• **Request**
Work out how many lines of the data hold the string "page", and reply with that number alone.

• **Recorded data**

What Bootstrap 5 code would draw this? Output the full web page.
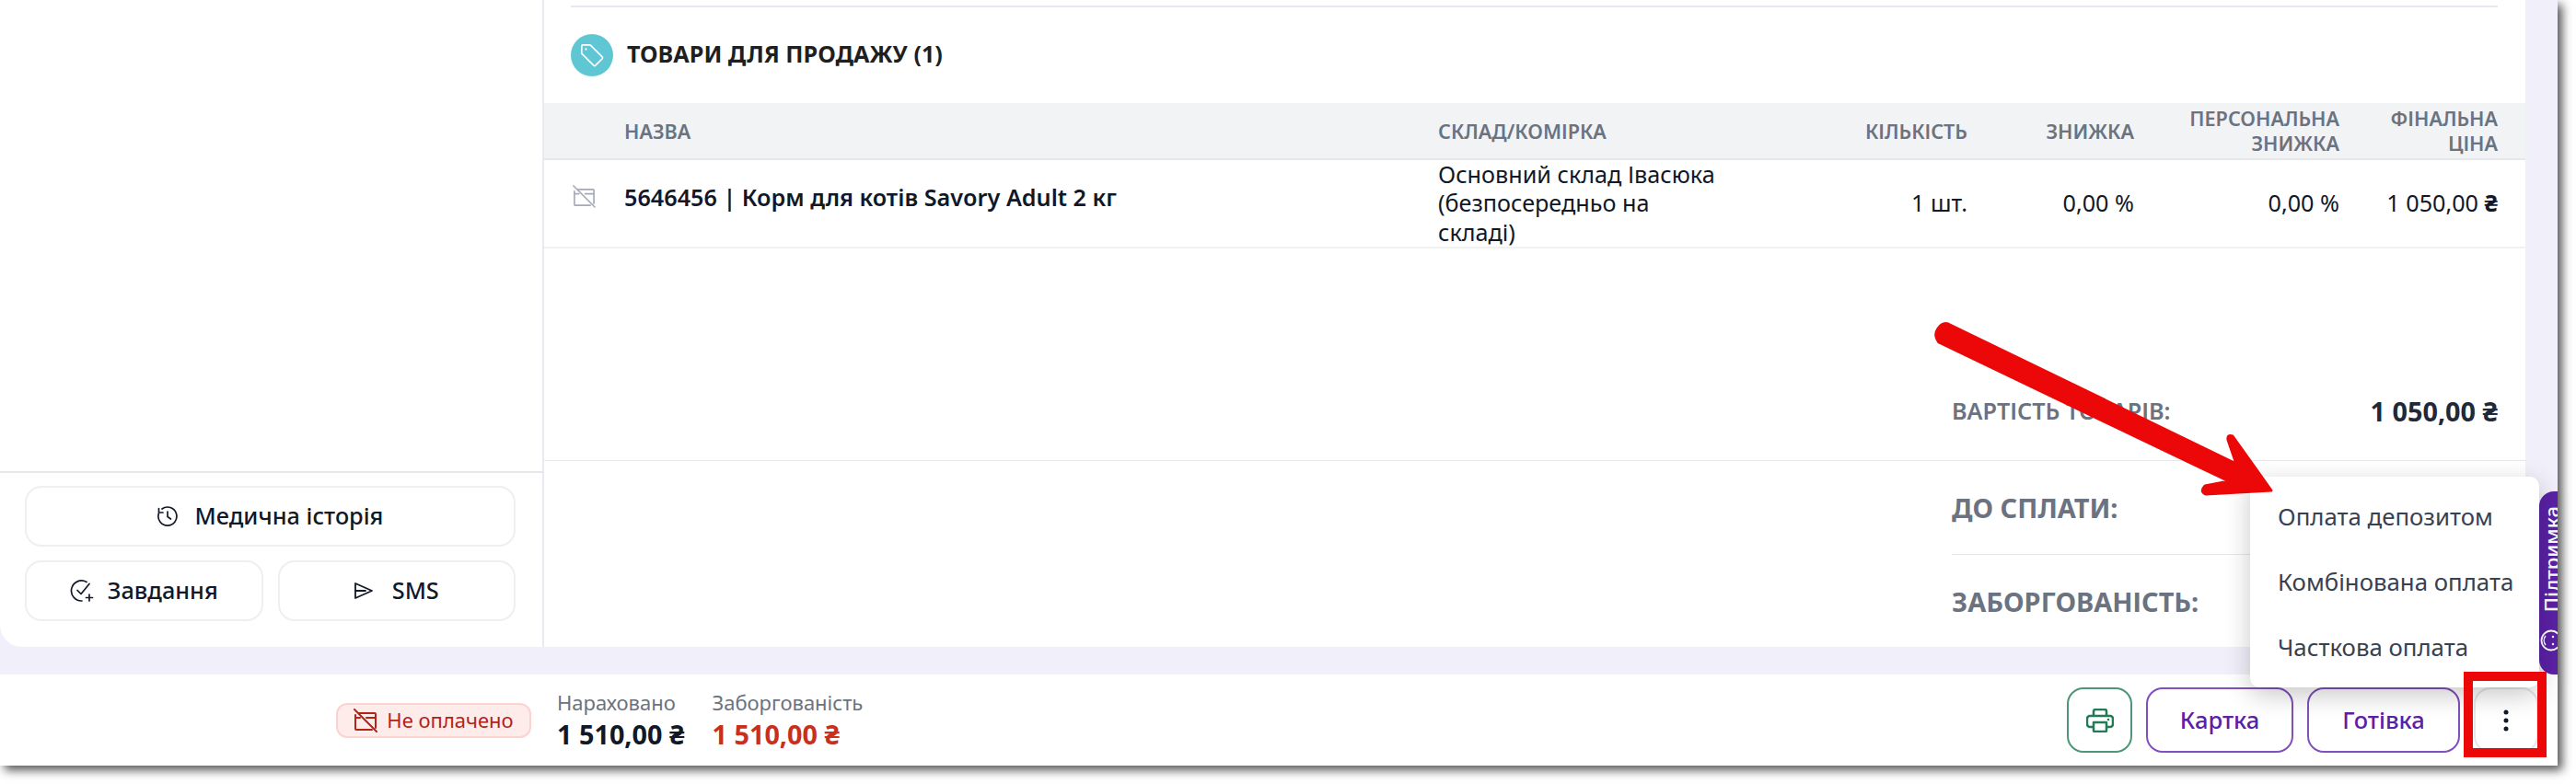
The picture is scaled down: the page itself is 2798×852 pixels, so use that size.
<!DOCTYPE html>
<html lang="uk">
<head>
  <meta charset="UTF-8" />
  <title>Продаж</title>
  <link href="https://cdn.jsdelivr.net/npm/bootstrap@5.3.0/dist/css/bootstrap.min.css" rel="stylesheet">
  <style>
    html, body { height: 852px; }
    body { background: #fff; font-family: "Noto Sans", sans-serif; color: #111827; overflow: hidden; }
    .frame { width: 2778px; height: 832px; background: #f1f0fa; box-shadow: 5px 5px 10px #555; position: relative; }
    .work { height: 703px; }
    .side { width: 591px; border-right: 2px solid #e9eaf0; border-bottom-left-radius: 24px; padding-top: 512px; }
    .side-btns { border-top: 2px solid #e5e7eb; padding: 14px 29px 0 27px; gap: 15px; }
    .side-btn { height: 66px; font-size: 25.3px; font-weight: 500; border: 2px solid #eeeff2; border-radius: 18px; color: #111827; background: #fff; }
    .btn-half { width: 50%; }
    .gap-18 { gap: 19px; }
    .gap-21 { gap: 21px; }
    .gap-15 { gap: 15px; }
    .content { width: 2152px; }
    .top-line { height: 2px; background: #e6e7ef; margin: 6px 30px 0 29px; }
    .title-row { height: 104px; padding-left: 29px; }
    .tag-circle { width: 46px; height: 46px; border-radius: 50%; background: #5fc7d3; }
    .title-text { font-size: 25.2px; font-weight: 700; color: #1f1f1f; margin: 0 0 2px 15px; }
    .goods { table-layout: fixed; width: 100%; margin: 0; }
    .goods th { background: #f2f3f5; color: #6b7280; font-size: 21.6px; font-weight: 600; line-height: 27px; height: 61px; padding: 0 30px 0 0; vertical-align: middle; border-bottom: 2px solid #e5e7eb; }
    .goods td { height: 94px; font-size: 25.2px; line-height: 31.3px; padding: 0 30px 0 0; vertical-align: middle; color: #111827; border-bottom: 2px solid #f0f1f3; }
    .goods .name-cell { font-weight: 600; padding-bottom: 12px; }
    .goods .icon-cell { padding: 0 0 14px 31px; }
    .sum-goods { height: 230px; padding: 124px 30px 0 1529px; font-size: 25.2px; font-weight: 600; color: #6b7280; }
    .sum-goods b { font-size: 28.8px; font-weight: 700; color: #1f2937; }
    .sum-pay { border-top: 1px solid #e5e7eb; padding: 0 30px 0 1529px; }
    .pay-row { height: 101px; font-size: 29px; font-weight: 700; color: #6b7280; }
    .pay-row + .pay-row { border-top: 1px solid #e5e7eb; height: 102px; }
    .foot { height: 99px; margin-top: 30px; background: #fff; padding: 0 21px 0 365px; }
    .state { height: 38px; width: 212px; background: #fdecea; border: 2px solid #fcd3ce; border-radius: 12px; color: #b42318; font-size: 22px; gap: 10px; }
    .money-one { margin-left: 28px; }
    .money-two { margin-left: 30px; }
    .money-lbl { font-size: 22px; color: #6b7280; line-height: 30px; }
    .money-val { font-size: 28.8px; font-weight: 700; line-height: 40px; color: #111827; }
    .money-val.red { color: #c9301c; }
    .act { height: 71px; font-size: 25.5px; font-weight: 500; border-radius: 18px; background: #fff; --bs-btn-padding-x: 0; }
    .act-print { width: 71px; border: 2px solid #4f9578; }
    .act-pay { border: 2px solid #8250bd; color: #5b21a6; }
    .act-card { width: 160px; }
    .act-cash { width: 166px; }
    .act-more { width: 70px; border: 2px solid #e5e7eb; }
    .pay-menu { position: absolute; left: 2444px; top: 518px; width: 314px; height: 229px; border: 0; border-radius: 10px; padding: 8px 0; box-shadow: 0 8px 28px rgba(0,0,0,.22); z-index: 3; }
    .pay-menu .dropdown-item { height: 71px; padding: 0 0 0 30px; font-size: 25.8px; color: #374151; display: flex; align-items: center; }
    .help-tab { position: absolute; left: 2758px; top: 534px; width: 20px; height: 199px; background: #5b21a6; border-radius: 16px 0 0 16px; color: #fff; font-size: 22px; font-weight: 500; overflow: hidden; z-index: 2; }
    .help-tab span { position: absolute; left: 0; bottom: 68px; writing-mode: vertical-rl; transform: rotate(180deg); white-space: nowrap; line-height: 26px; }
    .help-tab svg { position: absolute; left: 0; bottom: 24px; }
    .red-box { position: absolute; left: 2676px; top: 730px; width: 90px; height: 93px; border: 10px solid #ec0808; z-index: 4; }
    .red-arrow { position: absolute; left: 0; top: 0; z-index: 5; pointer-events: none; }
  </style>
</head>
<body>
  <div class="frame d-flex flex-column">
    <!-- main area -->
    <div class="work d-flex">
      <aside class="side bg-white">
        <div class="side-btns d-flex flex-column">
          <button class="side-btn btn d-flex align-items-center justify-content-center gap-18 w-100">
            <svg width="22" height="22" viewBox="0 0 22 22" fill="none" stroke="#111827" stroke-width="1.7" stroke-linecap="round" stroke-linejoin="round"><path d="M5 3a10 10 0 1 1-3.600 5"/><path d="M1.500 2.500v4.500h4.500"/><path d="M11 6v5.500l3.500 2.500"/></svg>
            Медична історія
          </button>
          <div class="d-flex gap-3">
            <button class="side-btn btn btn-half d-flex align-items-center justify-content-center gap-15">
              <svg width="26" height="26" viewBox="0 0 26 26" fill="none" stroke="#111827" stroke-width="1.7" stroke-linecap="round" stroke-linejoin="round"><path d="M18 3.500A11 11 0 1 0 13 24"/><path d="M8 12.500l4 4 9-11"/><path d="M21 17v7M17.500 20.500h7"/></svg>
              Завдання
            </button>
            <button class="side-btn btn btn-half d-flex align-items-center justify-content-center gap-21">
              <svg width="20" height="20" viewBox="0 0 20 20" fill="none" stroke="#111827" stroke-width="1.800" stroke-linejoin="round"><path d="M1 2l18 8-18 8z"/><path d="M1 10h11" stroke-linecap="round"/></svg>
              SMS
            </button>
          </div>
        </div>
      </aside>

      <main class="content bg-white">
        <div class="top-line"></div>
        <div class="title-row d-flex align-items-center">
          <span class="tag-circle d-flex align-items-center justify-content-center">
            <svg width="28" height="28" viewBox="0 0 30 30" fill="none" stroke="#fff" stroke-width="1.800" stroke-linejoin="round"><path d="M3 4.500a1.500 1.500 0 0 1 1.500-1.500h8.500l14 14a1.500 1.500 0 0 1 0 2l-8 8a1.500 1.500 0 0 1-2 0l-14-14z"/><circle cx="8" cy="8" r="1.200" fill="#fff" stroke="none"/></svg>
          </span>
          <span class="title-text">ТОВАРИ ДЛЯ ПРОДАЖУ (1)</span>
        </div>

        <table class="goods table">
          <colgroup>
            <col style="width:87px"><col style="width:884px"><col style="width:340px"><col style="width:265px"><col style="width:181px"><col style="width:223px"><col style="width:172px">
          </colgroup>
          <thead>
            <tr>
              <th></th>
              <th>НАЗВА</th>
              <th>СКЛАД/КОМІРКА</th>
              <th class="text-end">КІЛЬКІСТЬ</th>
              <th class="text-end">ЗНИЖКА</th>
              <th class="text-end">ПЕРСОНАЛЬНА ЗНИЖКА</th>
              <th class="text-end">ФІНАЛЬНА ЦІНА</th>
            </tr>
          </thead>
          <tbody>
            <tr>
              <td class="icon-cell">
                <svg class="d-block" width="25" height="25" viewBox="0 0 26 26" fill="none" stroke="#a5a9b8" stroke-width="1.700" stroke-linecap="round"><path d="M6 5h17a1 1 0 0 1 1 1v15M20 23H3a1 1 0 0 1-1-1V7"/><path d="M2 10h5M14 10h10"/><path d="M1 1l24 24"/></svg>
              </td>
              <td class="name-cell">5646456 | Корм для котів Savory Adult 2 кг</td>
              <td>Основний склад Івасюка (безпосередньо на складі)</td>
              <td class="text-end">1 шт.</td>
              <td class="text-end">0,00 %</td>
              <td class="text-end">0,00 %</td>
              <td class="text-end">1 050,00 <span class="fw-bold">₴</span></td>
            </tr>
          </tbody>
        </table>

        <div class="sum-goods d-flex justify-content-between align-items-center">
          <span>ВАРТІСТЬ ТОВАРІВ:</span>
          <b>1 050,00 ₴</b>
        </div>
        <div class="sum-pay">
          <div class="pay-row d-flex align-items-center">ДО СПЛАТИ:</div>
          <div class="pay-row d-flex align-items-center">ЗАБОРГОВАНІСТЬ:</div>
        </div>
      </main>
    </div>

    <!-- bottom bar -->
    <footer class="foot d-flex align-items-center">
      <div class="state d-flex align-items-center justify-content-center">
        <svg width="26" height="26" viewBox="0 0 26 26" fill="none" stroke="#b42318" stroke-width="2" stroke-linecap="round"><path d="M6 5h17a1 1 0 0 1 1 1v15M20 23H3a1 1 0 0 1-1-1V7"/><path d="M2 10h5M14 10h10"/><path d="M1 1l24 24"/></svg>
        Не оплачено
      </div>
      <div class="money-one">
        <div class="money-lbl">Нараховано</div>
        <div class="money-val">1 510,00 ₴</div>
      </div>
      <div class="money-two">
        <div class="money-lbl">Заборгованість</div>
        <div class="money-val red">1 510,00 ₴</div>
      </div>
      <div class="ms-auto d-flex gap-15 align-items-center">
        <button class="act act-print btn d-flex align-items-center justify-content-center">
          <svg width="30" height="26" viewBox="0 0 30 26" fill="none" stroke="#227a56" stroke-width="2.500" stroke-linejoin="round"><path d="M8 8V3a2 2 0 0 1 2-2h10a2 2 0 0 1 2 2v5"/><path d="M8 20H4a3 3 0 0 1-3-3v-6a3 3 0 0 1 3-3h22a3 3 0 0 1 3 3v6a3 3 0 0 1-3 3h-4"/><path d="M8 15h14v9a1 1 0 0 1-1 1H9a1 1 0 0 1-1-1z"/><circle cx="24" cy="12" r="1.300" fill="#227a56" stroke="none"/></svg>
        </button>
        <button class="act act-pay act-card btn">Картка</button>
        <button class="act act-pay act-cash btn">Готівка</button>
        <button class="act act-more btn d-flex align-items-center justify-content-center">
          <svg width="6" height="28" viewBox="0 0 6 28" fill="#111827"><circle cx="3" cy="5" r="2.500"/><circle cx="3" cy="14" r="2.500"/><circle cx="3" cy="23" r="2.500"/></svg>
        </button>
      </div>
    </footer>

    <!-- overlays -->
    <div class="help-tab">
      <span>Підтримка</span>
      <svg width="20" height="26" viewBox="0 0 20 26" fill="none" stroke="#fff" stroke-width="1.800"><circle cx="13" cy="13" r="10.500"/><path d="M7 8a8 8 0 0 0 0 10" stroke-width="1.500"/><circle cx="15" cy="9" r="1.200" fill="#fff" stroke="none"/><circle cx="15" cy="17" r="1.200" fill="#fff" stroke="none"/></svg>
    </div>
    <ul class="dropdown-menu show pay-menu">
      <li><a class="dropdown-item" href="#">Оплата депозитом</a></li>
      <li><a class="dropdown-item" href="#">Комбінована оплата</a></li>
      <li><a class="dropdown-item" href="#">Часткова оплата</a></li>
    </ul>
    <div class="red-box"></div>
    <svg class="red-arrow" width="2798" height="852" viewBox="0 0 2798 852">
      <path d="M2116 352 L2429 504 L2420 478 Q2419 472 2425 474 L2467 533 L2396 537 Q2389 534 2395 528 L2421 523 L2106 372 Q2100 364 2105 357 Q2110 350 2116 352 Z" fill="#ec0808" stroke="#ec0808" stroke-width="3" stroke-linejoin="round"/>
    </svg>
  </div>

  <script src="https://cdn.jsdelivr.net/npm/bootstrap@5.3.0/dist/js/bootstrap.bundle.min.js"></script>
</body>
</html>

• **Exercise output**
2